AI Papers Reader

Personalized digests of latest AI research

View on GitHub

Beyond the Black Box: Why AI Needs to 'Think' Before It Paints

When a human artist sits down to create a masterpiece, they don’t simply blink and expect a finished canvas to appear. They begin with a rough layout, sketch a few outlines, step back to see if the proportions look right, and then refine the details. However, most of today’s leading AI image generators—from DALL-E 3 to Midjourney—operate like a “black box.” You give them a prompt, and they attempt to manifest the entire complex scene in a single, massive mathematical leap.

The results are often impressive, but logically brittle. Ask an AI for a “bear hovering above a silver spoon,” and it might give you a bear standing next to a spoon, or a spoon inside a bear. Because the model has to commit to every pixel at once, it often fails at basic spatial logic.

A team of researchers from Meta Superintelligence Labs and several universities is proposing a more human-centered approach. In their new paper, “Think in Strokes, Not Pixels,” they introduce a paradigm called “process-driven image generation.” Instead of a one-shot gamble, the AI generates an image through an “interleaved reasoning trajectory”—a fancy way of saying the AI thinks and draws, then looks and fixes.

The Four-Step Loop

The researchers’ framework, built on a multimodal model called BAGEL-7B, breaks the creative process into a recurring four-stage cycle:

  1. Plan: The AI writes out a text instruction of what to add or modify next.
  2. Sketch: The model generates a partial visual draft based on that plan.
  3. Inspect: The AI “looks” at its own sketch to see if it matches the original prompt or if any logic has been violated.
  4. Refine: If the AI detects a mistake—like an extra limb or a misplaced object—it generates a correction plan to fix the image.

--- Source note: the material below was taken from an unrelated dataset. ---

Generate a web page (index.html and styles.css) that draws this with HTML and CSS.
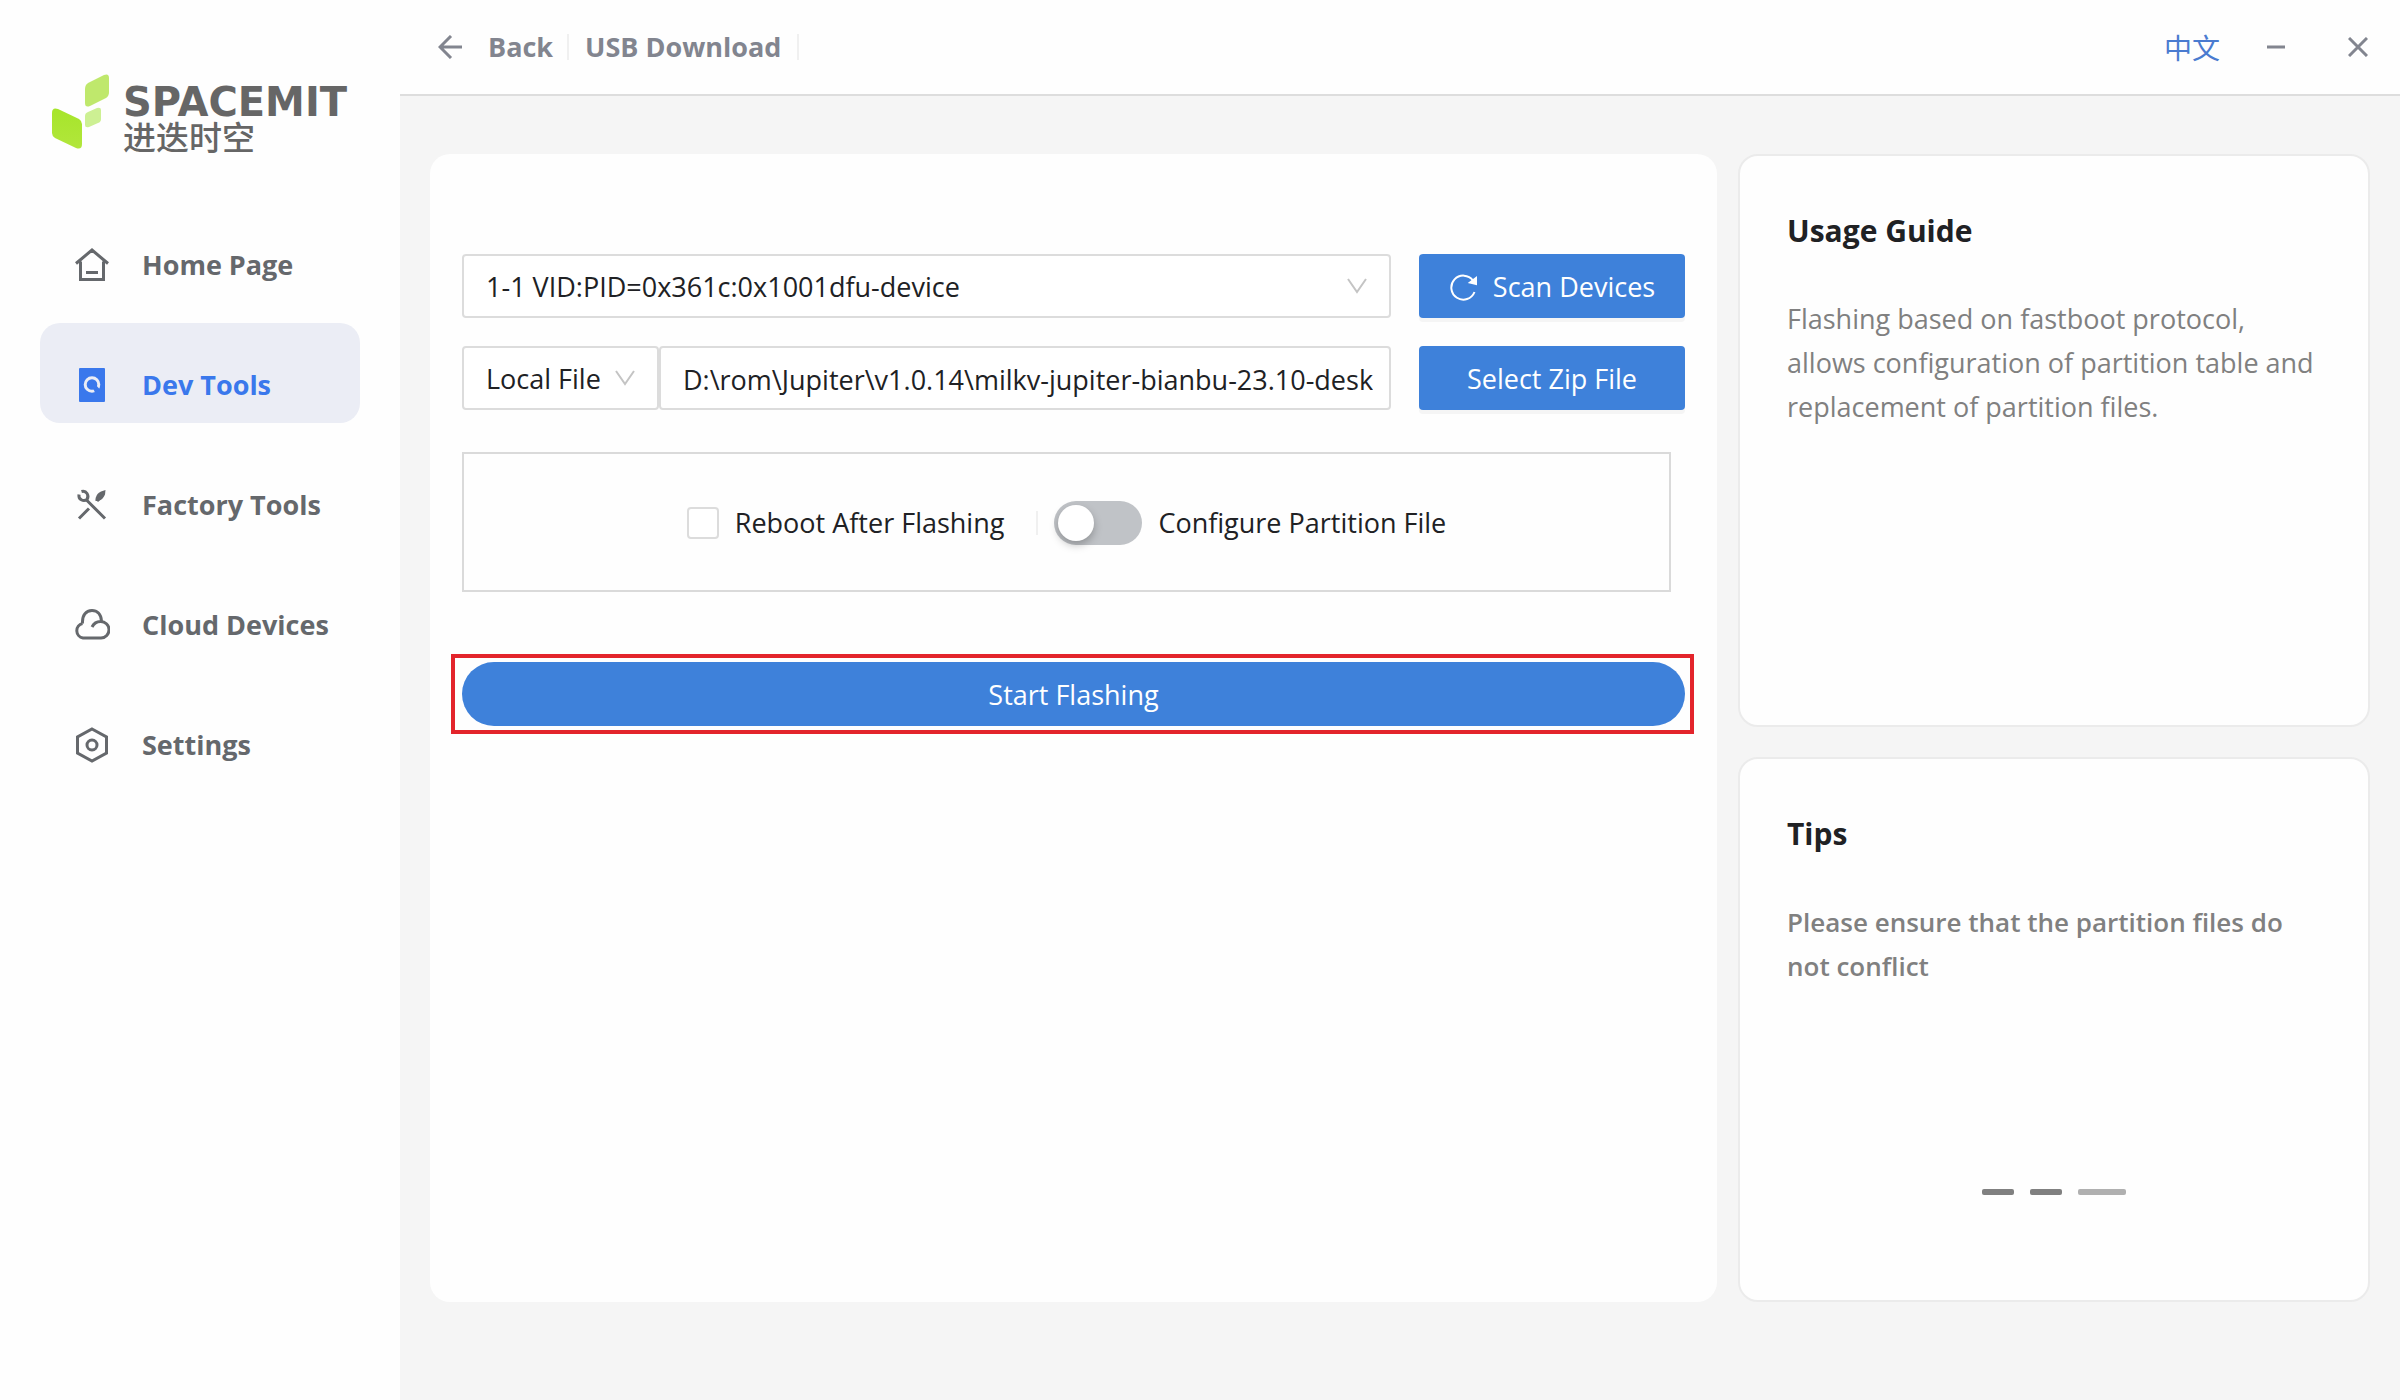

To build an intuition for this, imagine asking the AI to draw “a cat standing on a wooden bench, looking at a mouse to the left of the bench.” A standard model might accidentally place the mouse on the bench. In the process-driven model, the “Inspect” stage would trigger a realization: “The mouse is on the seat, not to the left of the bench.” The “Refine” stage would then specifically remove the misplaced mouse and redraw it on the ground, ensuring the final product matches the user’s intent.

Learning from Mistakes

The breakthrough isn’t just in the steps, but in how the AI is trained. Most models are trained only on finished images. The researchers created a “dual-stream process-critique” dataset that teaches the model how to identify and learn from intermediate failures. By using “scene graphs”—mathematical maps of how objects relate to one another—they forced the model to build scenes piece-by-piece.

This “semantic partitioning” allows the AI to deal with concrete objects and relations rather than just trying to resolve blurry noise. The results speak for themselves: the process-driven approach boosted the BAGEL-7B model’s accuracy on complex prompts from 79% to 83% on the GenEval benchmark. More impressively, it achieved these results with an 8x reduction in training data and inference costs compared to previous multi-step methods.

The Future of Iterative AI

By moving away from “outcome-based” generation and toward “process-based” reasoning, the researchers have created a model that is not only more accurate but also more interpretable. We can finally see the “thoughts” behind the pixels.

As AI moves toward generating video and 3D spaces, this ability to plan, inspect, and self-correct will be vital. The future of AI art may not be about the most powerful “one-shot” flash of genius, but about the model that knows how to pick up an eraser.